F. labordi is from a semi-arid part of Madagascar. The abbreviated adult lifespan allows them to exist here by speeding up the lifecycle so they can go from hatchling to bred-and-dead in the short wet season. The long egg cycle time is typical of chameleons (there is one chameleon with an egg incubation time of 600 days).


----------



## Matt Mirabello (Aug 29, 2004)

Catfur said:


> skylsdale said:
> 
> 
> > What would be the benefit of this for the species--
> ...


Staying alive through the dry season comes at a "cost," at least a resource/energetic one. Many amphibians do this by developing a protective coating to protect against dessication while underground. A recurring theme seen in unrelated African (african bullfrog), N/S american (spadefoot toads and Argentine horned frogs), and Australian species (A desert spadefoot). One of the benefits to the kind of skin they have, though it does carry other risks. I am not as familiar with similar mechanisms in reptiles but they may include thicker scales, minimizing water loss in wastes, behaviors to minimize water lost (nocturnal etc). In this case it seems that the cost of staying alive was more than the benefit of investing more in reproduction. Not to say there is not a better means for this species but the transition to such a state may be prohibitive due to an "activation barrier" (making them temporarily less fit!) OR the evolutionary means (mutations/variations) have not manifested themselves.

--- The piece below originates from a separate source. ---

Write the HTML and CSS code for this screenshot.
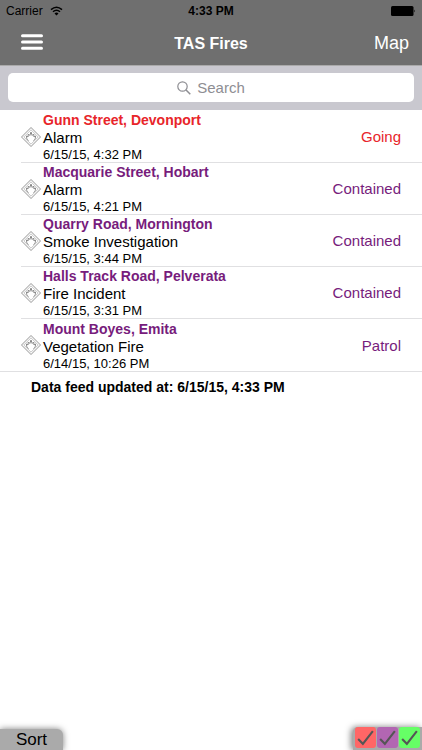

It gets me thinking about the opposite case in our frogs. What is the benefit to a poison frog living such a long time? This is a bit of a generalization across the family and who is to say that wild darts live as long as captive ones.


----------



## Catfur (Oct 5, 2004)

Breed-breed-breed-breed-breed-breed-die is a pretty common lifecycle among chameleons. While they can live 5 years or more in captivity, many species won't live past a single breeding season in the wild (like F. pardalis, or F. lateralis).

This looks like just an extreme example of a common chameleon lifestyle.


----------